Investors are growing more interested in information about companies’ handling of environmental issues and social policy concerns, and the SEC is starting to respond. The agency is asking for views on sustainability reporting, and the market regulator’s chief says a plan for dealing with the issue is beginning to develop.

SEC Chair Mary Jo White acknowledged the growing public interest in corporate sustainability information, but she stopped short of committing the nation’s market regulator to a specific plan to mandate reporting or disclosure of environmental and social policy information.

“The issue has our attention,” White said, according to the transcript of a keynote speech she gave via videoconference for the International Corporate Governance Network annual conference in San Francisco on June 27, 2016. Because the SEC has not been actively involved in the issue, White was cautious about what the agency would do. “At this juncture, the path forward on enhancing sustainability reporting is clearly still developing.”

European rules for sustainability information are at a somewhat more advanced stage than in the U.S. But in recent years an increasing number of American institutional investors have said they want to know more about the effect of companies’ operations on the environment and society. The SEC’s Investor Advisory Committee (IAC) is also scheduled to discuss sustainability at its July meeting.

Investors often complain that the SEC’s rules do not require companies to give sufficient information about their policies and practices for the so-called environmental, social, and governance (ESG) issues. Some investors want companies to report on more comparable measures with more consistency. Others want to see requirements for integrated reporting, in which traditional financial information is combined with information on sustainability. Increasingly more shareholders say such information is material to an investment decision.

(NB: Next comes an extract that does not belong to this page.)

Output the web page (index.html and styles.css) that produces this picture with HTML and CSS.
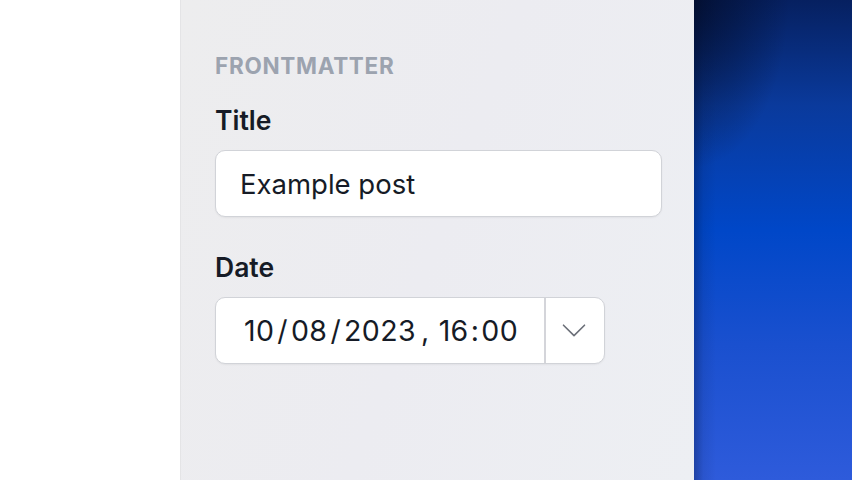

As the investing public’s interest in sustainability has grown, the SEC has been relatively quiet with a limited amount of guidelines on sustainability. Some SEC regulations deal with materiality assessments to help companies and their advisers determine the significance of a specific piece of information. In addition, investors tend to consider the 2010 interpretive release in Release No. 33-9106, Commission Guidance Regarding Disclosure Related to Climate Change, inadequate because it is a piece of advisory guidance and does not require companies to make specific information public.

Now, according to White, the SEC is interested in getting feedback about its role and the steps it should take. In April, the SEC agency issued Release No. 33-10064, Business and Financial Disclosure Required by Regulation S-K, to solicit comments on ways to improve the information that public companies disclose apart from the financial statements. The release asks if the SEC should establish disclosures requirements for environmental and public policy issues and some related topics. Comments are due July 21.

Even as the SEC is looking into ESG information through the broader Disclosure Effectiveness review, White cited the complexity of the issue may stand in the way of developing clear requirements.

“Unlike financial disclosures, established and agreed upon sustainability metrics for reporting do not yet exist,” White said. “As you know, there is much debate about climate change and how to address it.”

She added, “Measuring whether and how a company will sustain its performance in a changing global physical and legal environment, which is itself uncertain, is not an easy undertaking.”